Raw data:
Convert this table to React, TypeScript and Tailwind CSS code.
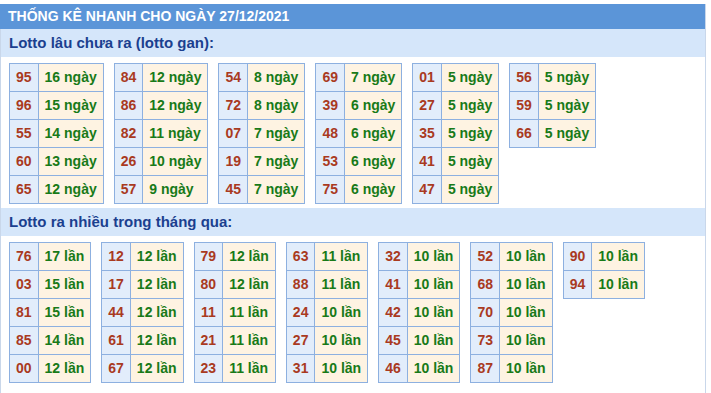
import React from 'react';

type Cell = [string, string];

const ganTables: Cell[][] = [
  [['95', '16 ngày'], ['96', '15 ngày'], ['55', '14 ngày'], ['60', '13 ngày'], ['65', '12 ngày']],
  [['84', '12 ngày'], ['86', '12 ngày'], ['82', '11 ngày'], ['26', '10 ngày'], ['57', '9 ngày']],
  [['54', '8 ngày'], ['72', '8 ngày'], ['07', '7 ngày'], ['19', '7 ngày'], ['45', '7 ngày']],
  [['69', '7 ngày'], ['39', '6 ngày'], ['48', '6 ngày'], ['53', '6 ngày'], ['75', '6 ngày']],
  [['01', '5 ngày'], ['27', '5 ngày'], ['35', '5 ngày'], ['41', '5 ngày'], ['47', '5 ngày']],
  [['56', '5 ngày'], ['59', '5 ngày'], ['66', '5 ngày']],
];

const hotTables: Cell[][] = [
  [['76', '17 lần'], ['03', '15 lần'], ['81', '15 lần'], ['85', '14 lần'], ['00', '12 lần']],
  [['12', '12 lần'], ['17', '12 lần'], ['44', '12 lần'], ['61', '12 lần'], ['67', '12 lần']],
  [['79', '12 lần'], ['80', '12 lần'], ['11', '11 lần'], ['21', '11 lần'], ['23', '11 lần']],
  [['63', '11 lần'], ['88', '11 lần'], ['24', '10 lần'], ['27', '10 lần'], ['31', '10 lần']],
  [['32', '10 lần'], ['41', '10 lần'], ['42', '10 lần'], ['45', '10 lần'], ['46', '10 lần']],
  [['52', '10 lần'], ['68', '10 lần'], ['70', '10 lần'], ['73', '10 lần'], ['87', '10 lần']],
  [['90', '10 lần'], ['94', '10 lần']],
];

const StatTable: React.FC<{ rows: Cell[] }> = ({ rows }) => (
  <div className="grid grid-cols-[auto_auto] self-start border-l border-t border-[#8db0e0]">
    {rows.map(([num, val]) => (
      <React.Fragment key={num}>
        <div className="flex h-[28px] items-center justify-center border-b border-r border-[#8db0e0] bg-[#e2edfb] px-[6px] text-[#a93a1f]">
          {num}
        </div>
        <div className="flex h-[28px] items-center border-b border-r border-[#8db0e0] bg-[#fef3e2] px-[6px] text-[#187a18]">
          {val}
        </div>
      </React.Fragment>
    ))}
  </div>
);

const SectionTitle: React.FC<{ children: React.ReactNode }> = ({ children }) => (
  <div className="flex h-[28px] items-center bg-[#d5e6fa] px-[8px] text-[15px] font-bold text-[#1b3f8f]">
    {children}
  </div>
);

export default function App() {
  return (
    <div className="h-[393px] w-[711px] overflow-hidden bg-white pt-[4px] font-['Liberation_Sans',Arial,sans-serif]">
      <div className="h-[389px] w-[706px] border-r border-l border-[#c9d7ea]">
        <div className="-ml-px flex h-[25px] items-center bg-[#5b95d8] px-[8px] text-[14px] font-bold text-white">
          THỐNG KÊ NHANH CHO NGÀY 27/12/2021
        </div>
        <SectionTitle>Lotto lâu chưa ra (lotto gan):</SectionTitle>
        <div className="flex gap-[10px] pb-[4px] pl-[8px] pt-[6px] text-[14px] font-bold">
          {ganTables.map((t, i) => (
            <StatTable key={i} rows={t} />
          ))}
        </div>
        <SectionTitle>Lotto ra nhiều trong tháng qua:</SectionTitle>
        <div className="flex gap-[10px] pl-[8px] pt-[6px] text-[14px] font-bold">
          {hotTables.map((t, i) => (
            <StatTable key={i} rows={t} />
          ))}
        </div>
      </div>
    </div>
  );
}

Exercise objective: Print the data above verbatim from the first line through the line holding "type Cell = [string, string];", leaving every picture out.

Task response:
Convert this table to React, TypeScript and Tailwind CSS code.
import React from 'react';

type Cell = [string, string];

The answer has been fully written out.